Omit all images, then return the remaining material exactly as it stands.
>> START DATA SECTION
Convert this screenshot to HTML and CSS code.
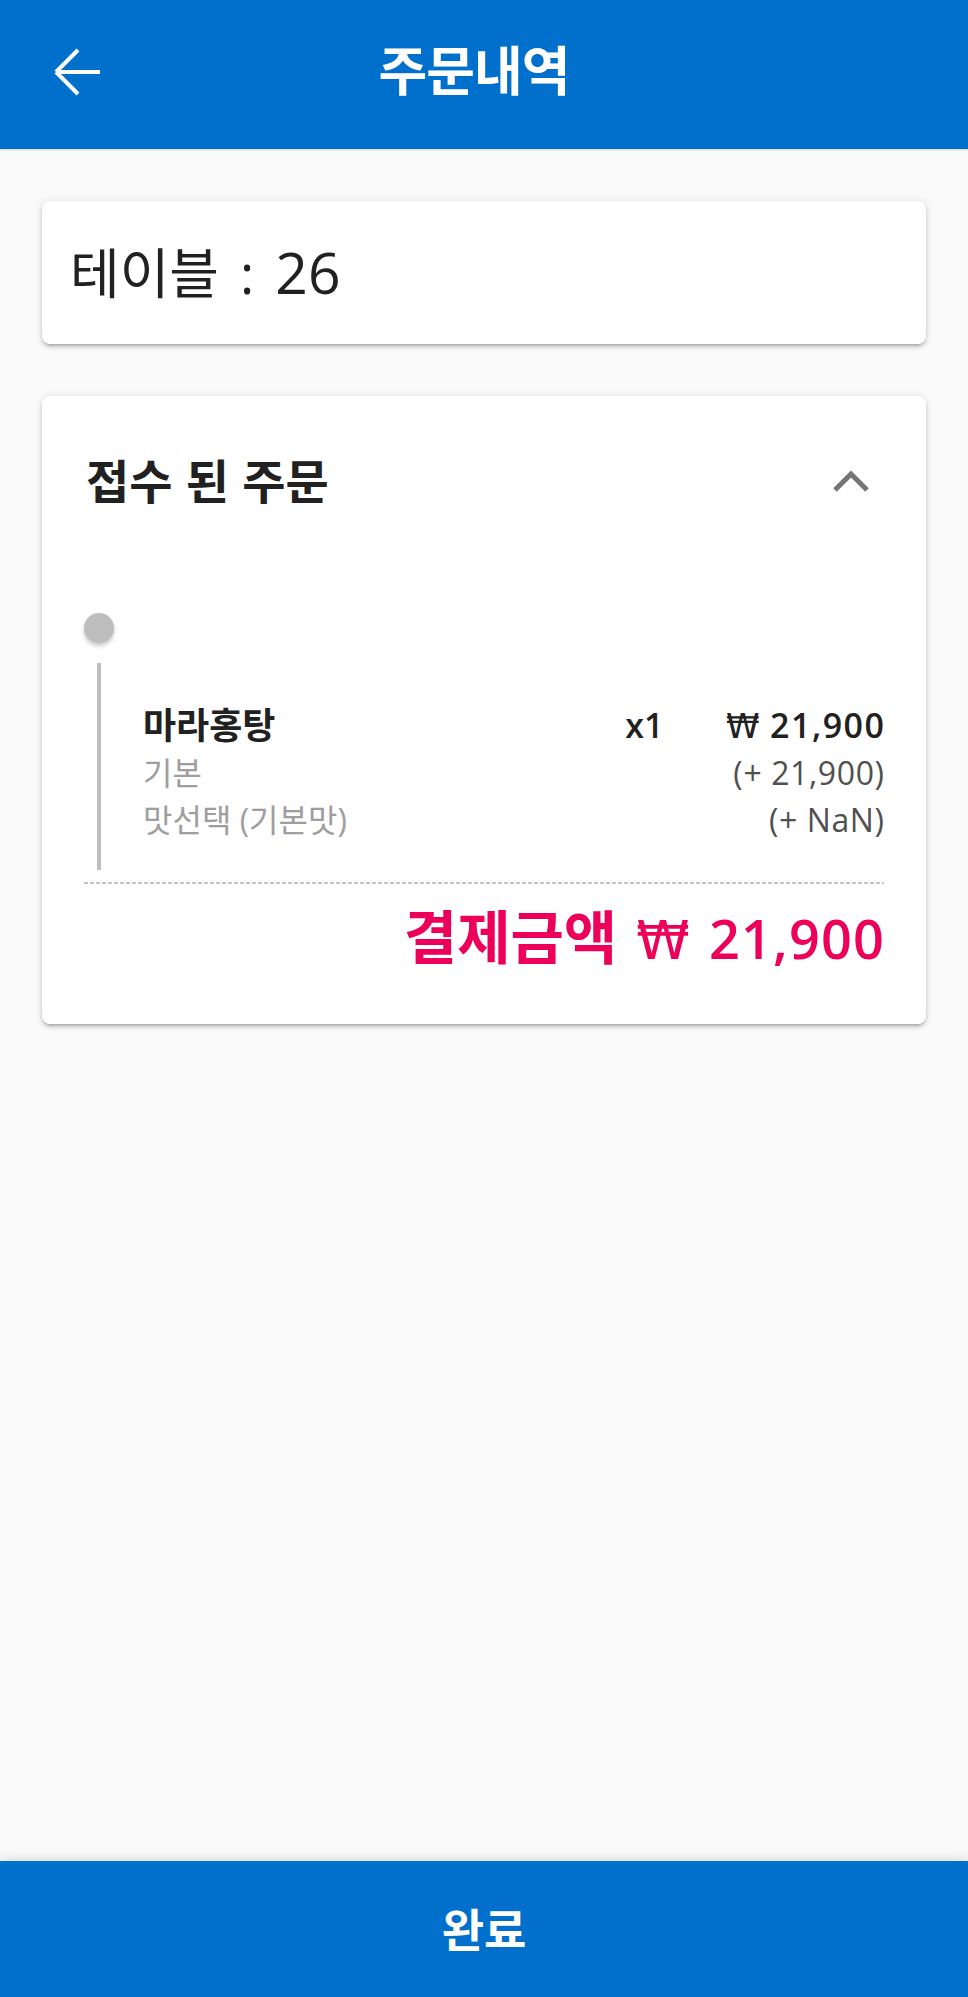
FILE: index.html
```html
<!DOCTYPE html>
<html lang="ko">
<head>
<meta charset="utf-8">
<title>주문내역</title>
<link rel="stylesheet" href="styles.css">
</head>
<body>
<header class="appbar">
  <div class="appbar-left">
    <svg class="back-icon" width="48" height="48" viewBox="0 0 48 48" aria-hidden="true">
      <path d="M3 24 L25 2 M3 24 L25 46 M3 24 H47" fill="none" stroke="#fff" stroke-width="4" stroke-linecap="butt"/>
    </svg>
  </div>
  <h1 class="appbar-title">주문내역</h1>
  <div class="appbar-right"></div>
</header>

<main class="content">
  <section class="card table-card">
    <p class="table-label">테이블 <span class="table-colon">:</span> <span class="table-no">26</span></p>
  </section>

  <section class="card order-card">
    <div class="order-head">
      <h2 class="order-title">접수 된 주문</h2>
      <svg class="chevron" width="36" height="24" viewBox="0 0 36 24" aria-hidden="true">
        <path d="M2 21 L18 5 L34 21" fill="none" stroke="#757575" stroke-width="5"/>
      </svg>
    </div>

    <div class="timeline">
      <div class="tl-dot"></div>
      <div class="tl-body">
        <div class="row main-row">
          <span class="item-name">마라홍탕</span>
          <span class="item-qty">x1</span>
          <span class="item-price"><span class="won">₩</span> 21,900</span>
        </div>
        <div class="row sub-row">
          <span class="opt-name">기본</span>
          <span class="opt-price">(+ 21,900)</span>
        </div>
        <div class="row sub-row">
          <span class="opt-name">맛선택 (기본맛)</span>
          <span class="opt-price">(+ NaN)</span>
        </div>
      </div>
    </div>

    <div class="divider"></div>

    <p class="total">결제금액 <span class="total-amount"><span class="won">₩</span> 21,900</span></p>
  </section>
</main>

<footer class="bottom-bar">
  <button class="done-btn" type="button">완료</button>
</footer>
</body>
</html>
```

FILE: styles.css
```css
* { box-sizing: border-box; }

html, body { height: 100%; }

body {
  margin: 0;
  min-height: 100vh;
  display: flex;
  flex-direction: column;
  background: #fafafa;
  font-family: "Open Sans", "Noto Sans CJK KR", sans-serif;
  color: #212121;
}

/* ---------- App bar ---------- */
.appbar {
  height: 149px;
  flex: 0 0 auto;
  background: #0070cc;
  display: grid;
  grid-template-columns: 150px 1fr 170px;
  align-items: center;
  box-shadow: 0 1px 2px rgba(0, 0, 0, 0.15);
}

.appbar-left {
  padding-left: 53px;
  display: flex;
  align-items: center;
  margin-top: -6px;
}

.back-icon { display: block; }

.appbar-title {
  margin: -8px 0 0;
  text-align: center;
  color: #fff;
  font-size: 53px;
  font-weight: 700;
  letter-spacing: -1px;
  line-height: 1;
}

/* ---------- Content ---------- */
.content {
  flex: 1 0 auto;
  padding: 0 42px;
}

.card {
  background: #fff;
  border-radius: 8px;
  box-shadow:
    0 3px 3px -2px rgba(0, 0, 0, 0.2),
    0 3px 4px 0 rgba(0, 0, 0, 0.14),
    0 1px 8px 0 rgba(0, 0, 0, 0.12);
}

.table-card {
  margin-top: 52px;
  height: 143px;
  padding: 0 28px;
  display: flex;
  align-items: center;
}

.table-label {
  margin: 0;
  font-size: 54px;
  font-weight: 400;
  line-height: 1;
  color: #212121;
  word-spacing: 7px;
}

.table-no { font-size: 57px; }

.order-card {
  margin-top: 52px;
  padding: 0 42px;
}

.order-head {
  height: 170px;
  display: flex;
  align-items: center;
  justify-content: space-between;
}

.order-title {
  margin: 0;
  padding-left: 2px;
  font-size: 47px;
  font-weight: 700;
  line-height: 1;
  color: #212121;
  word-spacing: 1px;
}

.chevron {
  display: block;
  margin-right: 15px;
}

/* ---------- Timeline ---------- */
.timeline {
  margin-top: 47px;
}

.tl-dot {
  width: 30px;
  height: 30px;
  border-radius: 50%;
  background: #bdbdbd;
  box-shadow: 0 3px 4px rgba(0, 0, 0, 0.22);
}

.tl-body {
  margin-top: 20px;
  margin-left: 13px;
  border-left: 4px solid #bdbdbd;
  padding: 39px 0 27px 42px;
}

.row {
  display: flex;
  align-items: center;
  line-height: 47px;
  height: 47px;
}

.main-row {
  font-size: 36px;
  font-weight: 700;
  color: #212121;
}

.item-name { flex: 1; }

.item-qty {
  font-size: 34px;
  font-weight: 600;
  margin-right: 40px;
}

.item-price {
  width: 182px;
  text-align: right;
  font-size: 34px;
  font-weight: 600;
  letter-spacing: 1.5px;
  margin-right: -1.5px;
}

.won {
  font-family: "DejaVu Sans", "Open Sans", sans-serif;
  font-weight: 400;
  letter-spacing: 0;
}

.sub-row {
  justify-content: space-between;
  font-size: 32px;
}

.opt-name { color: #9e9e9e; }

.opt-price {
  color: #505050;
  letter-spacing: 0.6px;
  margin-right: -0.6px;
}

/* ---------- Total ---------- */
.divider {
  margin-top: 12px;
  height: 2px;
  background-image: linear-gradient(to right, #c4c4c4 60%, transparent 60%);
  background-size: 6px 2px;
  background-repeat: repeat-x;
}

.total {
  margin: 18px 0 0;
  padding-bottom: 48px;
  text-align: right;
  font-size: 58px;
  font-weight: 700;
  line-height: 70px;
  color: #ec0059;
  word-spacing: 4px;
}

.total-amount {
  font-size: 54px;
  font-weight: 600;
  letter-spacing: 1.2px;
  margin-right: -1.2px;
}

/* ---------- Bottom bar ---------- */
.bottom-bar {
  flex: 0 0 auto;
  height: 136px;
  background: #0070cc;
  box-shadow: 0 -3px 10px rgba(0, 0, 0, 0.12);
}

.done-btn {
  width: 100%;
  height: 100%;
  border: 0;
  background: transparent;
  color: #fff;
  font-family: inherit;
  font-size: 46px;
  font-weight: 700;
  line-height: 1;
  padding: 0;
}
```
>> END DATA SECTION
## RESPONSE BELOW:
Convert this screenshot to HTML and CSS code.
FILE: index.html
```html
<!DOCTYPE html>
<html lang="ko">
<head>
<meta charset="utf-8">
<title>주문내역</title>
<link rel="stylesheet" href="styles.css">
</head>
<body>
<header class="appbar">
  <div class="appbar-left">
    <svg class="back-icon" width="48" height="48" viewBox="0 0 48 48" aria-hidden="true">
      <path d="M3 24 L25 2 M3 24 L25 46 M3 24 H47" fill="none" stroke="#fff" stroke-width="4" stroke-linecap="butt"/>
    </svg>
  </div>
  <h1 class="appbar-title">주문내역</h1>
  <div class="appbar-right"></div>
</header>

<main class="content">
  <section class="card table-card">
    <p class="table-label">테이블 <span class="table-colon">:</span> <span class="table-no">26</span></p>
  </section>

  <section class="card order-card">
    <div class="order-head">
      <h2 class="order-title">접수 된 주문</h2>
      <svg class="chevron" width="36" height="24" viewBox="0 0 36 24" aria-hidden="true">
        <path d="M2 21 L18 5 L34 21" fill="none" stroke="#757575" stroke-width="5"/>
      </svg>
    </div>

    <div class="timeline">
      <div class="tl-dot"></div>
      <div class="tl-body">
        <div class="row main-row">
          <span class="item-name">마라홍탕</span>
          <span class="item-qty">x1</span>
          <span class="item-price"><span class="won">₩</span> 21,900</span>
        </div>
        <div class="row sub-row">
          <span class="opt-name">기본</span>
          <span class="opt-price">(+ 21,900)</span>
        </div>
        <div class="row sub-row">
          <span class="opt-name">맛선택 (기본맛)</span>
          <span class="opt-price">(+ NaN)</span>
        </div>
      </div>
    </div>

    <div class="divider"></div>

    <p class="total">결제금액 <span class="total-amount"><span class="won">₩</span> 21,900</span></p>
  </section>
</main>

<footer class="bottom-bar">
  <button class="done-btn" type="button">완료</button>
</footer>
</body>
</html>
```

FILE: styles.css
```css
* { box-sizing: border-box; }

html, body { height: 100%; }

body {
  margin: 0;
  min-height: 100vh;
  display: flex;
  flex-direction: column;
  background: #fafafa;
  font-family: "Open Sans", "Noto Sans CJK KR", sans-serif;
  color: #212121;
}

/* ---------- App bar ---------- */
.appbar {
  height: 149px;
  flex: 0 0 auto;
  background: #0070cc;
  display: grid;
  grid-template-columns: 150px 1fr 170px;
  align-items: center;
  box-shadow: 0 1px 2px rgba(0, 0, 0, 0.15);
}

.appbar-left {
  padding-left: 53px;
  display: flex;
  align-items: center;
  margin-top: -6px;
}

.back-icon { display: block; }

.appbar-title {
  margin: -8px 0 0;
  text-align: center;
  color: #fff;
  font-size: 53px;
  font-weight: 700;
  letter-spacing: -1px;
  line-height: 1;
}

/* ---------- Content ---------- */
.content {
  flex: 1 0 auto;
  padding: 0 42px;
}

.card {
  background: #fff;
  border-radius: 8px;
  box-shadow:
    0 3px 3px -2px rgba(0, 0, 0, 0.2),
    0 3px 4px 0 rgba(0, 0, 0, 0.14),
    0 1px 8px 0 rgba(0, 0, 0, 0.12);
}

.table-card {
  margin-top: 52px;
  height: 143px;
  padding: 0 28px;
  display: flex;
  align-items: center;
}

.table-label {
  margin: 0;
  font-size: 54px;
  font-weight: 400;
  line-height: 1;
  color: #212121;
  word-spacing: 7px;
}

.table-no { font-size: 57px; }

.order-card {
  margin-top: 52px;
  padding: 0 42px;
}

.order-head {
  height: 170px;
  display: flex;
  align-items: center;
  justify-content: space-between;
}

.order-title {
  margin: 0;
  padding-left: 2px;
  font-size: 47px;
  font-weight: 700;
  line-height: 1;
  color: #212121;
  word-spacing: 1px;
}

.chevron {
  display: block;
  margin-right: 15px;
}

/* ---------- Timeline ---------- */
.timeline {
  margin-top: 47px;
}

.tl-dot {
  width: 30px;
  height: 30px;
  border-radius: 50%;
  background: #bdbdbd;
  box-shadow: 0 3px 4px rgba(0, 0, 0, 0.22);
}

.tl-body {
  margin-top: 20px;
  margin-left: 13px;
  border-left: 4px solid #bdbdbd;
  padding: 39px 0 27px 42px;
}

.row {
  display: flex;
  align-items: center;
  line-height: 47px;
  height: 47px;
}

.main-row {
  font-size: 36px;
  font-weight: 700;
  color: #212121;
}

.item-name { flex: 1; }

.item-qty {
  font-size: 34px;
  font-weight: 600;
  margin-right: 40px;
}

.item-price {
  width: 182px;
  text-align: right;
  font-size: 34px;
  font-weight: 600;
  letter-spacing: 1.5px;
  margin-right: -1.5px;
}

.won {
  font-family: "DejaVu Sans", "Open Sans", sans-serif;
  font-weight: 400;
  letter-spacing: 0;
}

.sub-row {
  justify-content: space-between;
  font-size: 32px;
}

.opt-name { color: #9e9e9e; }

.opt-price {
  color: #505050;
  letter-spacing: 0.6px;
  margin-right: -0.6px;
}

/* ---------- Total ---------- */
.divider {
  margin-top: 12px;
  height: 2px;
  background-image: linear-gradient(to right, #c4c4c4 60%, transparent 60%);
  background-size: 6px 2px;
  background-repeat: repeat-x;
}

.total {
  margin: 18px 0 0;
  padding-bottom: 48px;
  text-align: right;
  font-size: 58px;
  font-weight: 700;
  line-height: 70px;
  color: #ec0059;
  word-spacing: 4px;
}

.total-amount {
  font-size: 54px;
  font-weight: 600;
  letter-spacing: 1.2px;
  margin-right: -1.2px;
}

/* ---------- Bottom bar ---------- */
.bottom-bar {
  flex: 0 0 auto;
  height: 136px;
  background: #0070cc;
  box-shadow: 0 -3px 10px rgba(0, 0, 0, 0.12);
}

.done-btn {
  width: 100%;
  height: 100%;
  border: 0;
  background: transparent;
  color: #fff;
  font-family: inherit;
  font-size: 46px;
  font-weight: 700;
  line-height: 1;
  padding: 0;
}
```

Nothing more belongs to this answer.